Sunday, June 17, 2012

Corelation is not causation: danger of magical thinking

I spotted this Dilbert toon the other day:


This is a perfect example to illustrate the danger of equating correlation to causation, or in other words, just because the two events occur near in space or time does NOT mean one caused the other.

In the comic strip above, the event "PHB gets nasty anon email" and the event "PHB leaves Dilbert's cubicle" does NOT imply any sort of causation between them, when we saw Wally sending the nasty anon email at the end.

So why do so many MLMers and other "true believers" believe correlation IS causation?

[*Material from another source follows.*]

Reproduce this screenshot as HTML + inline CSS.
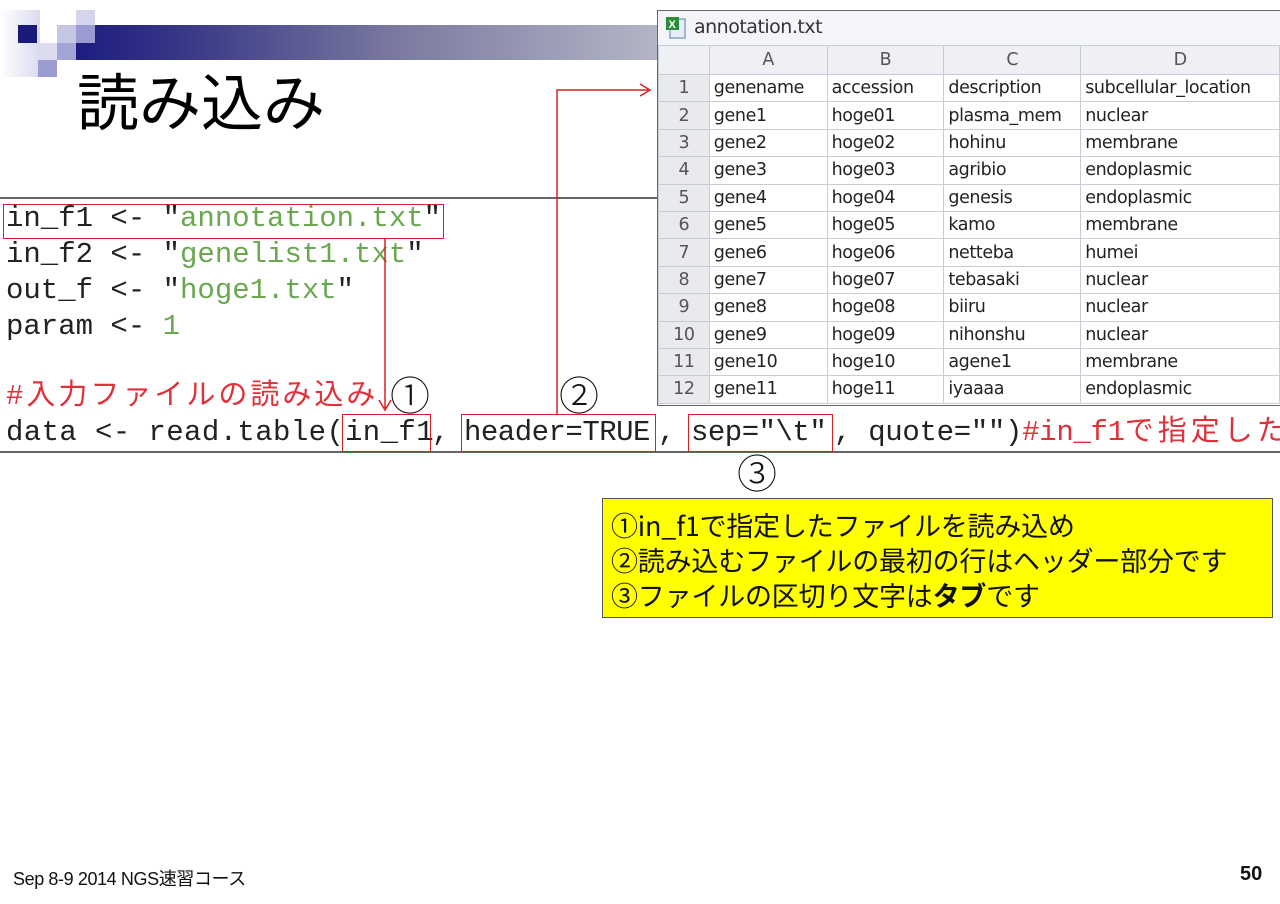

People who believe in non-standard medicine, took some supplements, and decided it is helping them, so they believed that the supplements helped them, when there are many other possible explanations, such as delayed effect (from the other stuff done beforehand), placebo effect, wishful thinking (I hope it will work well), etc. that could explain the "success". But does this believer care? No. In his or her mind, the latest supplements must be the cause. They see their own personal experience as truthiness. It is anecdotal fallacy at work.

People who believe in anti-vaccine movement are quick to correlate vaccination and onset of autism when there are no proof of linkage between the two. All they see is vaccination, then autism. Thus, they believe it is related, and NOTHING will convince them otherwise. They believe in what they saw as their truthiness.

MLMers are the same way. They see someone else's "success story", and the company's marketing propaganda, and believed those to be the truth. They WANT to believe, and nothing will convince them otherwise, such as the "success" of their upline could be fraud, could be good recruiting (not good sales) and so on and so forth. They see products being used and believe in causation when it is mere correlation. They believe in truthiness, not truth.

This is magical thinking, not scientific or logical thinking, and it is just plain stupid. This is really no different than believing that eating an animal part would inbue that part's attribute to the eater (often have to do with certain male reproductive organ), or believing in that objects once owned or held by a person carries a bit of that person's spirit (explains why genuine memorabilia sold for so much in auctions).

Such magical thinking belongs in religion, not business.